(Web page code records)
"""

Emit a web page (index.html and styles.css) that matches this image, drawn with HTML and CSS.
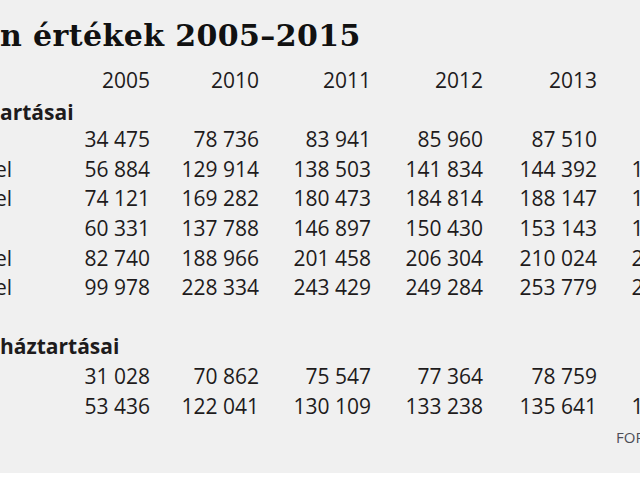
FILE: index.html
```html
<!DOCTYPE html>
<html lang="hu">
<head>
<meta charset="utf-8">
<link rel="stylesheet" href="styles.css">
</head>
<body>
<div class="panel">
  <h1 class="title">n értékek 2005–2015</h1>
  <div class="table">
    <div class="row head"><span class="label"></span><span>2005</span><span>2010</span><span>2011</span><span>2012</span><span>2013</span><span>2014</span></div>
    <div class="row section first"><span class="label strong">artásai</span></div>
    <div class="row"><span class="label"></span><span>34 475</span><span>78 736</span><span>83 941</span><span>85 960</span><span>87 510</span><span>89 330</span></div>
    <div class="row"><span class="label cut">el</span><span>56 884</span><span>129 914</span><span>138 503</span><span>141 834</span><span>144 392</span><span>147 390</span></div>
    <div class="row"><span class="label cut">el</span><span>74 121</span><span>169 282</span><span>180 473</span><span>184 814</span><span>188 147</span><span>192 055</span></div>
    <div class="row"><span class="label"></span><span>60 331</span><span>137 788</span><span>146 897</span><span>150 430</span><span>153 143</span><span>156 323</span></div>
    <div class="row"><span class="label cut">el</span><span>82 740</span><span>188 966</span><span>201 458</span><span>206 304</span><span>210 024</span><span>214 385</span></div>
    <div class="row"><span class="label cut">el</span><span>99 978</span><span>228 334</span><span>243 429</span><span>249 284</span><span>253 779</span><span>259 049</span></div>
    <div class="row blank"></div>
    <div class="row section"><span class="label strong">háztartásai</span></div>
    <div class="row"><span class="label"></span><span>31 028</span><span>70 862</span><span>75 547</span><span>77 364</span><span>78 759</span><span>80 395</span></div>
    <div class="row"><span class="label"></span><span>53 436</span><span>122 041</span><span>130 109</span><span>133 238</span><span>135 641</span><span>138 457</span></div>
    <div class="row source"><span class="src">FORRÁS: KSH</span></div>
  </div>
</div>
</body>
</html>
```
FILE: styles.css
```css
html, body {
  margin: 0;
  padding: 0;
  background: #ffffff;
}
body {
  width: 640px;
  height: 480px;
  overflow: hidden;
}
.panel {
  width: 640px;
  height: 473px;
  background: #f0f0f0;
  overflow: hidden;
  box-sizing: border-box;
  padding-top: 19px;
  color: #1e1b1c;
}
.title {
  margin: 0;
  font-family: "DejaVu Serif", "Liberation Serif", serif;
  font-weight: bold;
  font-size: 30px;
  line-height: 34px;
  white-space: nowrap;
  letter-spacing: 0.4px;
  color: #111;
}
.table {
  margin-top: 13px;
  width: 760px;
  font-family: "Open Sans", "Noto Sans", sans-serif;
  font-size: 21px;
}
.row {
  display: grid;
  grid-template-columns: 40px 110px 109px 112px 112px 114px 112px;
  height: 29.6px;
  line-height: 29.6px;
  white-space: nowrap;
}
.row > span {
  text-align: right;
}
.row > .label {
  text-align: left;
}
.row > .cut {
  margin-left: -5px;
}
.section .label {
  grid-column: 1 / -1;
  line-height: 28px;
}
.section.first .label {
  padding-top: 2px;
}
.strong {
  font-weight: bold;
}
.source .src {
  grid-column: 7;
  text-align: left;
  padding-left: 19px;
  padding-top: 2px;
  font-size: 15px;
  color: #4d4d57;
}
```
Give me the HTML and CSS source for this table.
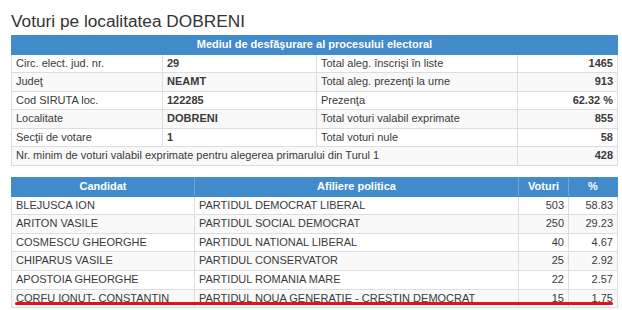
FILE: index.html
```html
<!DOCTYPE html>
<html lang="ro">
<head>
<meta charset="utf-8">
<title>Voturi pe localitatea DOBRENI</title>
<link rel="stylesheet" href="styles.css">
</head>
<body>
<div class="page">
  <h1 class="title">Voturi pe localitatea DOBRENI</h1>
  <table class="grid info">
    <colgroup><col class="c1"><col class="c2"><col class="c3"><col class="c4"></colgroup>
    <thead>
      <tr><th colspan="4">Mediul de desfăşurare al procesului electoral</th></tr>
    </thead>
    <tbody>
      <tr><td>Circ. elect. jud. nr.</td><td class="b">29</td><td>Total aleg. înscrişi în liste</td><td class="num b">1465</td></tr>
      <tr><td>Judeţ</td><td class="b">NEAMT</td><td>Total aleg. prezenţi la urne</td><td class="num b">913</td></tr>
      <tr><td>Cod SIRUTA loc.</td><td class="b">122285</td><td>Prezenţa</td><td class="num b">62.32 %</td></tr>
      <tr><td>Localitate</td><td class="b">DOBRENI</td><td>Total voturi valabil exprimate</td><td class="num b">855</td></tr>
      <tr><td>Secţii de votare</td><td class="b">1</td><td>Total voturi nule</td><td class="num b">58</td></tr>
      <tr><td colspan="3">Nr. minim de voturi valabil exprimate pentru alegerea primarului din Turul 1</td><td class="num b">428</td></tr>
    </tbody>
  </table>
  <div class="results-wrap">
    <table class="grid results">
      <colgroup><col class="r1"><col class="r2"><col class="r3"><col class="r4"></colgroup>
      <thead>
        <tr><th>Candidat</th><th>Afiliere politica</th><th>Voturi</th><th>%</th></tr>
      </thead>
      <tbody>
        <tr><td>BLEJUSCA ION</td><td>PARTIDUL DEMOCRAT LIBERAL</td><td class="num">503</td><td class="num">58.83</td></tr>
        <tr><td>ARITON VASILE</td><td>PARTIDUL SOCIAL DEMOCRAT</td><td class="num">250</td><td class="num">29.23</td></tr>
        <tr><td>COSMESCU GHEORGHE</td><td>PARTIDUL NATIONAL LIBERAL</td><td class="num">40</td><td class="num">4.67</td></tr>
        <tr><td>CHIPARUS VASILE</td><td>PARTIDUL CONSERVATOR</td><td class="num">25</td><td class="num">2.92</td></tr>
        <tr><td>APOSTOIA GHEORGHE</td><td>PARTIDUL ROMANIA MARE</td><td class="num">22</td><td class="num">2.57</td></tr>
        <tr><td>CORFU IONUT- CONSTANTIN</td><td>PARTIDUL NOUA GENERATIE - CRESTIN DEMOCRAT</td><td class="num">15</td><td class="num">1.75</td></tr>
      </tbody>
    </table>
    <div class="underline"></div>
  </div>
</div>
</body>
</html>
```

FILE: styles.css
```css
html, body {
  margin: 0;
  padding: 0;
  background: #fff;
}
body {
  font-family: "Liberation Sans", Arial, sans-serif;
  color: #333;
}
.page {
  width: 606px;
  margin-left: 11px;
  padding-top: 11px;
}
.title {
  margin: 0 0 4px 0;
  font-size: 17.25px;
  font-weight: normal;
  line-height: 20px;
  color: #333;
}
.grid {
  width: 606px;
  border-collapse: collapse;
  table-layout: fixed;
  font-size: 11px;
}
.grid th {
  background: #428bca;
  color: #fff;
  font-weight: bold;
  text-align: center;
  line-height: 15.5px;
  height: 17.5px;
  box-sizing: border-box;
  padding: 1px 4px;
  border: 1px solid #428bca;
  border-right-color: #6fa6d8;
}
.grid th:last-child { border-right-color: #428bca; }
.grid td {
  line-height: 15.6px;
  padding: 1px 4px;
  border: 1px solid #ddd;
  white-space: nowrap;
  overflow: hidden;
  color: #3a3a3a;
}
.grid tbody tr:nth-child(even) td { background: #f9f9f9; }
.grid .b { font-weight: bold; }
.grid .num { text-align: right; }
.info .c1 { width: 151px; }
.info .c2 { width: 154px; }
.info .c3 { width: 201px; }
.info .c4 { width: 100px; }
.results-wrap {
  position: relative;
  margin-top: 11px;
}
.results .r1 { width: 183px; }
.results .r2 { width: 324px; }
.results .r3 { width: 50px; }
.results .r4 { width: 49px; }
.underline {
  position: absolute;
  left: 4px;
  width: 598px;
  top: 125px;
  height: 3px;
  background: #e0141b;
  border-radius: 2px;
}
```
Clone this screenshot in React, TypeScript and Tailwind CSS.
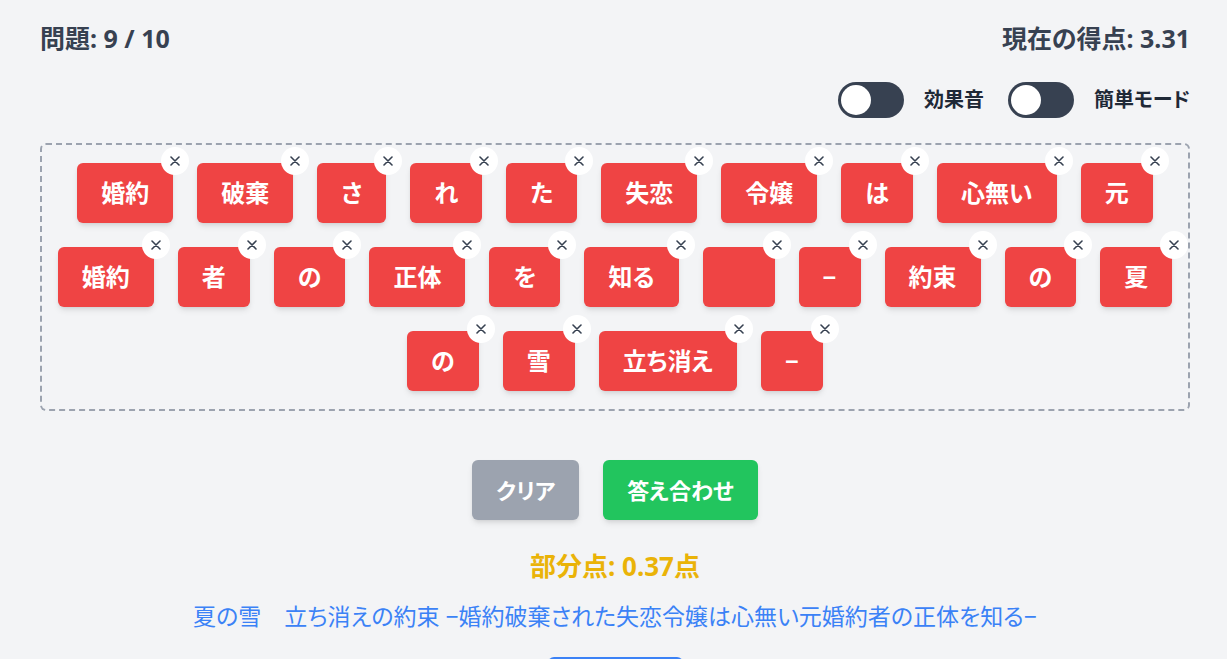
import { useState } from "react";

// Answer tokens placed so far, in order
const placed = [
  "婚約", "破棄", "さ", "れ", "た", "失恋", "令嬢", "は", "心無い", "元",
  "婚約", "者", "の", "正体", "を", "知る", "　", "−", "約束", "の", "夏",
  "の", "雪", "立ち消え", "−",
];

function Toggle({ label, on, onChange }: { label: string; on: boolean; onChange: () => void }) {
  return (
    <label className="flex items-center cursor-pointer" onClick={onChange}>
      <span className="relative w-[66px] h-9 rounded-full bg-[#374151]">
        <span
          className={`absolute top-[3px] w-[30px] h-[30px] rounded-full bg-white transition-all ${
            on ? "left-[33px]" : "left-[3px]"
          }`}
        />
      </span>
      <span className="ml-5 text-xl font-semibold text-[#1f2937]">{label}</span>
    </label>
  );
}

function Tile({ text, onRemove }: { text: string; onRemove: () => void }) {
  return (
    <div className="relative">
      <div className="h-[60px] px-6 flex items-center rounded-md bg-[#ef4444] text-white text-2xl font-bold shadow-md whitespace-pre">
        {text}
      </div>
      <button
        onClick={onRemove}
        className="absolute -top-4 -right-4 w-7 h-7 rounded-full bg-white flex items-center justify-center"
      >
        <svg width="10" height="10" viewBox="0 0 10 10" className="text-[#374151]">
          <path d="M1 1 9 9M9 1 1 9" stroke="currentColor" strokeWidth="1.6" strokeLinecap="round" />
        </svg>
      </button>
    </div>
  );
}

export default function App() {
  const [tokens, setTokens] = useState(placed);
  const [sound, setSound] = useState(false);
  const [easy, setEasy] = useState(false);

  return (
    <div className="min-h-screen bg-[#f3f4f6] pl-10 pr-[37px] pt-[22px] font-['Noto_Sans','Noto_Sans_CJK_JP',sans-serif] [font-feature-settings:'palt']">
      <div className="flex justify-between items-center text-[25px] leading-8 font-bold text-[#374151]">
        <span>問題: 9 / 10</span>
        <span>現在の得点: 3.31</span>
      </div>

      <div className="mt-7 flex justify-end items-center gap-6">
        <Toggle label="効果音" on={sound} onChange={() => setSound(!sound)} />
        <Toggle label="簡単モード" on={easy} onChange={() => setEasy(!easy)} />
      </div>

      <div className="mt-[25px] border-2 border-dashed border-[#9ca3af] rounded-md px-3 py-[18px] flex flex-wrap justify-center gap-6">
        {tokens.map((t, i) => (
          <Tile key={i} text={t} onRemove={() => setTokens(tokens.filter((_, j) => j !== i))} />
        ))}
      </div>

      <div className="mt-[49px] flex justify-center gap-6">
        <button className="h-[60px] px-6 rounded-md bg-[#9ca3af] text-white text-[22px] font-bold shadow-md">
          クリア
        </button>
        <button className="h-[60px] px-6 rounded-md bg-[#22c55e] text-white text-[22px] font-bold shadow-md">
          答え合わせ
        </button>
      </div>

      <p className="mt-[30px] text-center text-[26px] leading-8 font-bold text-[#eab308]">部分点: 0.37点</p>

      <p className="mt-[18px] text-center text-[23px] leading-8 text-[#3b82f6]">
        夏の雪　立ち消えの約束 −婚約破棄された失恋令嬢は心無い元婚約者の正体を知る−
      </p>

      <div className="mt-[25px] flex justify-center pb-10">
        <button className="w-[135px] h-[60px] rounded-md bg-[#3b82f6] text-white text-xl font-bold shadow-md">
          次の問題
        </button>
      </div>
    </div>
  );
}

"""

**GIVEN REQUEST**
From the data above, work out how many lines contain the string "this" and reply with only the number.

**OUTPUT BELOW**
3